Damage from Hurricane Ivan may leave only one lane open each way on the Pensacola-area span, likely creating an interstate bottleneck for years.

By Associated Press
Published November 6, 2004

PENSACOLA - Traffic on a hurricane-damaged Interstate 10 bridge may be limited to one lane each way for years until a new one can be built, transportation officials say.

A plan to temporarily restore the bridge to two lanes in each direction by mid December has been abandoned, Florida Department of Transportation spokesman Tommie Speights said Thursday.

It would take too much material and create excessive loads on the bridge's structure, he said.

"Things have changed," Speights said. "I don't think we're going to gain any lanes."

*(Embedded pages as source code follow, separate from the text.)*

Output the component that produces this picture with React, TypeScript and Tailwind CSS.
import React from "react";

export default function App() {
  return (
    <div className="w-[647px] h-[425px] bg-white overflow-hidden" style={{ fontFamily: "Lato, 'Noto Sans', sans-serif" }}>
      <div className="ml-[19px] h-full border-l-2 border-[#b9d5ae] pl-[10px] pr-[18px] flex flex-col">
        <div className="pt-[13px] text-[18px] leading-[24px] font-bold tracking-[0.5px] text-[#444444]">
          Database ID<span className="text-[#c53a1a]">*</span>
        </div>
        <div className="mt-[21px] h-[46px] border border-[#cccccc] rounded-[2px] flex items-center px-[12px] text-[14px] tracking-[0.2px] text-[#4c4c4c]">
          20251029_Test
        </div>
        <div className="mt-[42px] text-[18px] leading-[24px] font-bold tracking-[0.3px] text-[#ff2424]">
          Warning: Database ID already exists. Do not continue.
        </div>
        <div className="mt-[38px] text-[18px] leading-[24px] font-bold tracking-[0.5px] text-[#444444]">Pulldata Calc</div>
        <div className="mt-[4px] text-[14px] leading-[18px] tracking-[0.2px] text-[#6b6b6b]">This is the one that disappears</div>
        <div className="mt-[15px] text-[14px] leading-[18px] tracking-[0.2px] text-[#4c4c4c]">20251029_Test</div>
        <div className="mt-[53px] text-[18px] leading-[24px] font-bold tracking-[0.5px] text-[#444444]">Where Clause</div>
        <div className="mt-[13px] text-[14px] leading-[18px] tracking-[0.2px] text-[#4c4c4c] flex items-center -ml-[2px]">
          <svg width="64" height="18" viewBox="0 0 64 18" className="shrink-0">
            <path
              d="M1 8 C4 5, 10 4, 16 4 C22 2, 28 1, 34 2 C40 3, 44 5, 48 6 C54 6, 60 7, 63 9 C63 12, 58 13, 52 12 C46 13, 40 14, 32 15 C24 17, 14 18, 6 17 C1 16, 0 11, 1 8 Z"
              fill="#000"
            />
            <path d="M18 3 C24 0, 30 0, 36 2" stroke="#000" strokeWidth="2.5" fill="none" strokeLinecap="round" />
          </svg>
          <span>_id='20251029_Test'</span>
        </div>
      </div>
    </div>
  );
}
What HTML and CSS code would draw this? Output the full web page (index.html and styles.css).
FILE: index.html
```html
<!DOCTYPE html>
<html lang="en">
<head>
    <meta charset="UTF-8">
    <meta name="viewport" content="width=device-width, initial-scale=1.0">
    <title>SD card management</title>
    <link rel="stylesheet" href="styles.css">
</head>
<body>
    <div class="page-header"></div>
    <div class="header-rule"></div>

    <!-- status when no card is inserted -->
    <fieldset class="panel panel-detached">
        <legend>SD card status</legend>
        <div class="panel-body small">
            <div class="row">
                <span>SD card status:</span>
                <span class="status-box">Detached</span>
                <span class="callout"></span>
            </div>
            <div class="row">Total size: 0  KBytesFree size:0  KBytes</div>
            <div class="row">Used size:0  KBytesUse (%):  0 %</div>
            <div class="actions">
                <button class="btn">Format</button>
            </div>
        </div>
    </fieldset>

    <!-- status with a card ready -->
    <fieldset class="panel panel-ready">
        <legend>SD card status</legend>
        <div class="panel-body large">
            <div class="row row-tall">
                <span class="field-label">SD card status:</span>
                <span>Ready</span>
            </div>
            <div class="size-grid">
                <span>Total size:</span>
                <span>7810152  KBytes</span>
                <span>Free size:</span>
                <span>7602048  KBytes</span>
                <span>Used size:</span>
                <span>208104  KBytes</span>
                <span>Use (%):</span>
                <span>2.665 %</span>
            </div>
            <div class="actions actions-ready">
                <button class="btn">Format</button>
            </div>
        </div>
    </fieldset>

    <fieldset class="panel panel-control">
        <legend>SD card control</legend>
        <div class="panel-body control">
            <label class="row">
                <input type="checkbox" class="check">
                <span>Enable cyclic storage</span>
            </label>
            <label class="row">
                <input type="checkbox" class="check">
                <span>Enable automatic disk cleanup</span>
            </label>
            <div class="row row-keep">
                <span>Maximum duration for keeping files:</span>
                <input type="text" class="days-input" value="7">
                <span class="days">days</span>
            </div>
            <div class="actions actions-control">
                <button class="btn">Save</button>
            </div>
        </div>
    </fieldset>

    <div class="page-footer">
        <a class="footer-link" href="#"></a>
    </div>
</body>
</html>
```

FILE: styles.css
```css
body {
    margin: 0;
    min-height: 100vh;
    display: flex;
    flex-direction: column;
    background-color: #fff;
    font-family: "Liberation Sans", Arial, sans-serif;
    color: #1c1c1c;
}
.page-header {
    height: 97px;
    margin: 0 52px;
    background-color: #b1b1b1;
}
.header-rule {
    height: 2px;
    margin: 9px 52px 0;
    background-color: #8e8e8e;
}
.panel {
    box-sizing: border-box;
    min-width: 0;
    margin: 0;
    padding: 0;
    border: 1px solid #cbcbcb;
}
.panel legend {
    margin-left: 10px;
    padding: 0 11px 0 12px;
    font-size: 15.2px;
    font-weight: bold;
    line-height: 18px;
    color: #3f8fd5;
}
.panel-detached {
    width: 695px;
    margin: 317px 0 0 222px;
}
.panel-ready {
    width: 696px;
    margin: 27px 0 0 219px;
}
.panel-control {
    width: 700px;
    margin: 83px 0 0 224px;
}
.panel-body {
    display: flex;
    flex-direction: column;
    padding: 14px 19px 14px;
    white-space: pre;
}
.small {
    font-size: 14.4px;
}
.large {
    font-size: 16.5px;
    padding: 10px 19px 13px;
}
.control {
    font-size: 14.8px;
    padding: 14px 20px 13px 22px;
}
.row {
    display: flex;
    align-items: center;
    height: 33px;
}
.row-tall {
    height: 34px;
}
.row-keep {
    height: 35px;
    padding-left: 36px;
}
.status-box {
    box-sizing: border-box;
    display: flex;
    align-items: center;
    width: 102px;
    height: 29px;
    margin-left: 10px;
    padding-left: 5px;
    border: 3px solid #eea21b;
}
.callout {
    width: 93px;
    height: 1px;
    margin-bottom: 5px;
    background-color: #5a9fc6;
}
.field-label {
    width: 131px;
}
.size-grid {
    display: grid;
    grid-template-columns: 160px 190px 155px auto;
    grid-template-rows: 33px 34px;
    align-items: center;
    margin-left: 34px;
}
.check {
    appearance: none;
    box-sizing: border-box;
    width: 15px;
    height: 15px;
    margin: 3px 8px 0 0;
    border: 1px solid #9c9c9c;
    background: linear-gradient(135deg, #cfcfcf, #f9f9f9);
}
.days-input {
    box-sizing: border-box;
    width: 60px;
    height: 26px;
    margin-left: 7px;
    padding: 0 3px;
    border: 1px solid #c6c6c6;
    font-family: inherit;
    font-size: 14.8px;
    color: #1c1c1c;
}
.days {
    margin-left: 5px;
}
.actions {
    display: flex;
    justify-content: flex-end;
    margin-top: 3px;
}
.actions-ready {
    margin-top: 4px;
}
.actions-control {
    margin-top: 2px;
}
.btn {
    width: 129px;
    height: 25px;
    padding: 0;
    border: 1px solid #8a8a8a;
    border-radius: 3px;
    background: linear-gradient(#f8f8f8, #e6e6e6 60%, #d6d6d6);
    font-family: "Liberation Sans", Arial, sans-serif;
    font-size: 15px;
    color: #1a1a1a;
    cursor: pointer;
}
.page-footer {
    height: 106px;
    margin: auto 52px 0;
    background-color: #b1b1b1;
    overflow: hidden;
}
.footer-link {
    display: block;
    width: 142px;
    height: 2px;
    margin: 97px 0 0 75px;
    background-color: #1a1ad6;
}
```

Thousands of motorists use the bridge daily, whether traveling between California and Florida's east coast or crossing between Pensacola on the west side of Escambia Bay and suburban communities on the east side in the Milton area.

"This is not good news for tourism, or for our economic base, or for people who commute," said Milton Mayor Guy Thompson. "It will curtail a lot of people who would usually hop into a car and go out to eat or go shopping."

Hurricane Ivan's storm surge ripped out huge sections of the bridge on Sept. 16, closing it until the westbound span was repaired and reopened to traffic going both ways on Oct. 5.

Photographs of the bridge with a truck dangling over one of the missing sections became symbolic of Hurricane Ivan's destruction across the northern Gulf Coast area.

Divers found the body of truck driver Roberto Molina Alvarado of Toppenish, Wash., in the bay where his cab landed.

A joint venture between Gilbert Southern of Peachtree, Ga., and Massman Construction Co. of Kansas City, Mo., will continue installing temporary metal bridge sections on the more heavily damaged eastbound span.

The plan now, however, is to open only one lane of traffic on each of the two spans, Speights said.

That would leave one lane unused in each direction to prevent the bridge from becoming overstressed.

Emergency vehicles, however, would be able to use the spare lanes.

Officials are seeking federal dollars for a replacement bridge but they have neither a timetable nor a cost estimate, Speights said.